- Film poster
- Directed by: Fazil
- Written by: Fazil
- Produced by: Pilakandy Mohammed Ali
- Starring: Hemanth Menon Sshivada Sreejith Nedumudi Venu Innocent
- Cinematography: Anandakuttan
- Edited by: Saajan
- Music by: M. Jayachandran
- Production company: Pilakandy Films International
- Distributed by: Playhouse
- Release date: 19 February 2011;
- Country: India
- Language: Malayalam

= Living Together (2011 film) =

Living Together is a 2011 Malayalam supernatural romance film written and directed by Fazil. The cast is all new faces. The lead roles have been played by Hemanth Menon and Sshivada. Menaka Suresh made her 24-year long comeback through this film in Malayalam cinema industry.
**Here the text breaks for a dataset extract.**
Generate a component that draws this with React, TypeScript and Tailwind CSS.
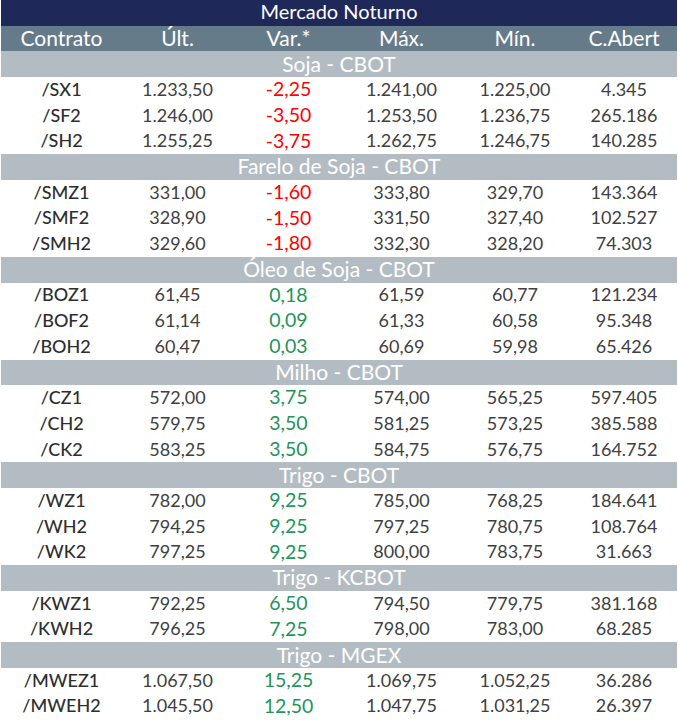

The film features a musical score by C. Rajamani and songs by M. Jayachandran.

==Cast==
- Hemanth Menon as Hemachandran
- Sshivada as Shyama
- Sreejith Vijay as Niranjan, Hemachandran's friend
- Jinoop as Bavappan, Hemachandran's friend
- Nedumudi Venu as Vasudevan Kartha, Shyama's grandfather
- Menaka Suresh Kumar as Valsala, Hemachandran's mother
- Innocent as Krishnaprasad Kartha, Shyama's uncle.
- Bindu Panicker as Vasanthi, Krishnaprasad's wife
- Anoop Chandran as Manikantan, an adopted family member.
- James Pottackal as Neighbor
- Lakshmipriya as Manikantan's wife
- Darshak Sundar as Neighbour
- Irfan Ziraj as Neighbour

==Soundtrack==
The film features a musical score by C. Rajamani and songs by M. Jayachandran. The lyrics are written by Kaithapram Damodaran Namboothiri.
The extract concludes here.